--- Supplied data ---

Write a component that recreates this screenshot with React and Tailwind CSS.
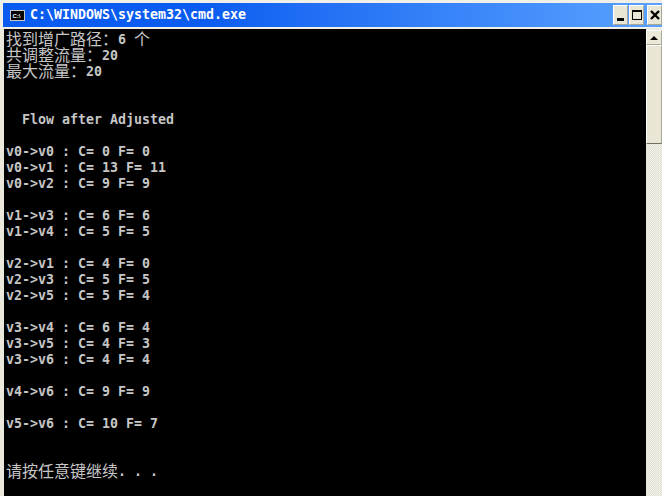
const lines = [
  [['找到增广路径：', true], ['6 ', false], ['个', true]],
  [['共调整流量：', true], ['20', false]],
  [['最大流量：', true], ['20', false]],
  [],
  [],
  [['  Flow after Adjusted', false]],
  [],
  [['v0->v0 : C= 0 F= 0', false]],
  [['v0->v1 : C= 13 F= 11', false]],
  [['v0->v2 : C= 9 F= 9', false]],
  [],
  [['v1->v3 : C= 6 F= 6', false]],
  [['v1->v4 : C= 5 F= 5', false]],
  [],
  [['v2->v1 : C= 4 F= 0', false]],
  [['v2->v3 : C= 5 F= 5', false]],
  [['v2->v5 : C= 5 F= 4', false]],
  [],
  [['v3->v4 : C= 6 F= 4', false]],
  [['v3->v5 : C= 4 F= 3', false]],
  [['v3->v6 : C= 4 F= 4', false]],
  [],
  [['v4->v6 : C= 9 F= 9', false]],
  [],
  [['v5->v6 : C= 10 F= 7', false]],
  [],
  [],
  [['请按任意键继续', true], ['. . .', false]],
];

const Line = ({ parts }) => (
  <div className="h-4 leading-4 whitespace-pre flex">
    {parts.map(([text, wide], i) =>
      wide ? (
        <span key={i} className="text-[16px] font-normal -mt-[2px] font-['Noto_Sans_CJK_SC']">
          {text}
        </span>
      ) : (
        <span key={i}>{text}</span>
      )
    )}
  </div>
);

const TitleButton = ({ children }) => (
  <div className="w-[15px] h-[20px] bg-[#e9e6d6] border border-t-white border-l-white border-r-[#a9a797] border-b-[#a9a797] flex items-center justify-center">
    {children}
  </div>
);

const App = () => {
  return (
    <div className="w-[662px] h-[496px] overflow-hidden flex flex-col bg-[#ece9d8] font-['DejaVu_Sans_Mono']">
      <div className="h-[29px] shrink-0 pt-[3px] pb-[2px] pl-[3px] bg-[#f1f0e8]">
        <div className="h-full bg-gradient-to-r from-[#0a5cf0] from-30% to-[#5aa2ff] flex items-center pl-[7px]">
          <svg width="15" height="11" viewBox="0 0 15 11" className="shrink-0">
            <rect x="0" y="0" width="15" height="11" fill="#c8c8c8" />
            <rect x="1" y="1" width="13" height="9" fill="#000" />
            <text x="2.5" y="8" fontSize="6" fontWeight="700" fill="#fff" fontFamily="Liberation Sans">C:\</text>
          </svg>
          <div className="ml-[5px] flex-1 text-white font-bold text-[13.29px] leading-4 whitespace-pre">C:\WINDOWS\system32\cmd.exe</div>
          <div className="flex items-center">
            <TitleButton>
              <div className="w-[7px] h-[3px] bg-black mt-[9px] -ml-[1px]" />
            </TitleButton>
            <div className="ml-[1px]">
              <TitleButton>
                <div className="w-[10px] h-[10px] border border-t-2 border-black" />
              </TitleButton>
            </div>
            <div className="ml-[3px]">
              <TitleButton>
                <svg width="10" height="10" viewBox="0 0 10 10">
                  <path d="M1 1 L9 9 M9 1 L1 9" stroke="#000" strokeWidth="2.4" />
                </svg>
              </TitleButton>
            </div>
          </div>
        </div>
      </div>
      <div className="flex-1 flex min-h-0">
        <div className="w-[4px] shrink-0 bg-[#ebe9dc]" />
        <div className="flex-1 bg-black text-[#c6c6c6] font-bold text-[13.29px] pt-[3px] pl-[2px]">
          {lines.map((parts, i) => (
            <Line key={i} parts={parts} />
          ))}
        </div>
        <div className="w-[16px] shrink-0 flex flex-col bg-[repeating-conic-gradient(#f6f5ee_0_25%,#dedccd_0_50%)] bg-[length:2px_2px]">
          <div className="h-[15px] mt-[1px] bg-[#ece9d8] border border-t-white border-l-white border-r-[#a9a797] border-b-[#a9a797] flex items-center justify-center">
            <div className="w-0 h-0 border-x-[4px] border-x-transparent border-b-[4px] border-b-black" />
          </div>
          <div className="h-[99px] bg-[#e9e6d6] border border-t-white border-l-white border-r-[#a9a797] border-b-[#716f64]" />
        </div>
      </div>
    </div>
  );
};

export default App;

---

- [Exercise task]:
Make an exact reproduction of the listing above, without any pictures.

- [The result]:
Write a component that recreates this screenshot with React and Tailwind CSS.
const lines = [
  [['找到增广路径：', true], ['6 ', false], ['个', true]],
  [['共调整流量：', true], ['20', false]],
  [['最大流量：', true], ['20', false]],
  [],
  [],
  [['  Flow after Adjusted', false]],
  [],
  [['v0->v0 : C= 0 F= 0', false]],
  [['v0->v1 : C= 13 F= 11', false]],
  [['v0->v2 : C= 9 F= 9', false]],
  [],
  [['v1->v3 : C= 6 F= 6', false]],
  [['v1->v4 : C= 5 F= 5', false]],
  [],
  [['v2->v1 : C= 4 F= 0', false]],
  [['v2->v3 : C= 5 F= 5', false]],
  [['v2->v5 : C= 5 F= 4', false]],
  [],
  [['v3->v4 : C= 6 F= 4', false]],
  [['v3->v5 : C= 4 F= 3', false]],
  [['v3->v6 : C= 4 F= 4', false]],
  [],
  [['v4->v6 : C= 9 F= 9', false]],
  [],
  [['v5->v6 : C= 10 F= 7', false]],
  [],
  [],
  [['请按任意键继续', true], ['. . .', false]],
];

const Line = ({ parts }) => (
  <div className="h-4 leading-4 whitespace-pre flex">
    {parts.map(([text, wide], i) =>
      wide ? (
        <span key={i} className="text-[16px] font-normal -mt-[2px] font-['Noto_Sans_CJK_SC']">
          {text}
        </span>
      ) : (
        <span key={i}>{text}</span>
      )
    )}
  </div>
);

const TitleButton = ({ children }) => (
  <div className="w-[15px] h-[20px] bg-[#e9e6d6] border border-t-white border-l-white border-r-[#a9a797] border-b-[#a9a797] flex items-center justify-center">
    {children}
  </div>
);

const App = () => {
  return (
    <div className="w-[662px] h-[496px] overflow-hidden flex flex-col bg-[#ece9d8] font-['DejaVu_Sans_Mono']">
      <div className="h-[29px] shrink-0 pt-[3px] pb-[2px] pl-[3px] bg-[#f1f0e8]">
        <div className="h-full bg-gradient-to-r from-[#0a5cf0] from-30% to-[#5aa2ff] flex items-center pl-[7px]">
          <svg width="15" height="11" viewBox="0 0 15 11" className="shrink-0">
            <rect x="0" y="0" width="15" height="11" fill="#c8c8c8" />
            <rect x="1" y="1" width="13" height="9" fill="#000" />
            <text x="2.5" y="8" fontSize="6" fontWeight="700" fill="#fff" fontFamily="Liberation Sans">C:\</text>
          </svg>
          <div className="ml-[5px] flex-1 text-white font-bold text-[13.29px] leading-4 whitespace-pre">C:\WINDOWS\system32\cmd.exe</div>
          <div className="flex items-center">
            <TitleButton>
              <div className="w-[7px] h-[3px] bg-black mt-[9px] -ml-[1px]" />
            </TitleButton>
            <div className="ml-[1px]">
              <TitleButton>
                <div className="w-[10px] h-[10px] border border-t-2 border-black" />
              </TitleButton>
            </div>
            <div className="ml-[3px]">
              <TitleButton>
                <svg width="10" height="10" viewBox="0 0 10 10">
                  <path d="M1 1 L9 9 M9 1 L1 9" stroke="#000" strokeWidth="2.4" />
                </svg>
              </TitleButton>
            </div>
          </div>
        </div>
      </div>
      <div className="flex-1 flex min-h-0">
        <div className="w-[4px] shrink-0 bg-[#ebe9dc]" />
        <div className="flex-1 bg-black text-[#c6c6c6] font-bold text-[13.29px] pt-[3px] pl-[2px]">
          {lines.map((parts, i) => (
            <Line key={i} parts={parts} />
          ))}
        </div>
        <div className="w-[16px] shrink-0 flex flex-col bg-[repeating-conic-gradient(#f6f5ee_0_25%,#dedccd_0_50%)] bg-[length:2px_2px]">
          <div className="h-[15px] mt-[1px] bg-[#ece9d8] border border-t-white border-l-white border-r-[#a9a797] border-b-[#a9a797] flex items-center justify-center">
            <div className="w-0 h-0 border-x-[4px] border-x-transparent border-b-[4px] border-b-black" />
          </div>
          <div className="h-[99px] bg-[#e9e6d6] border border-t-white border-l-white border-r-[#a9a797] border-b-[#716f64]" />
        </div>
      </div>
    </div>
  );
};

export default App;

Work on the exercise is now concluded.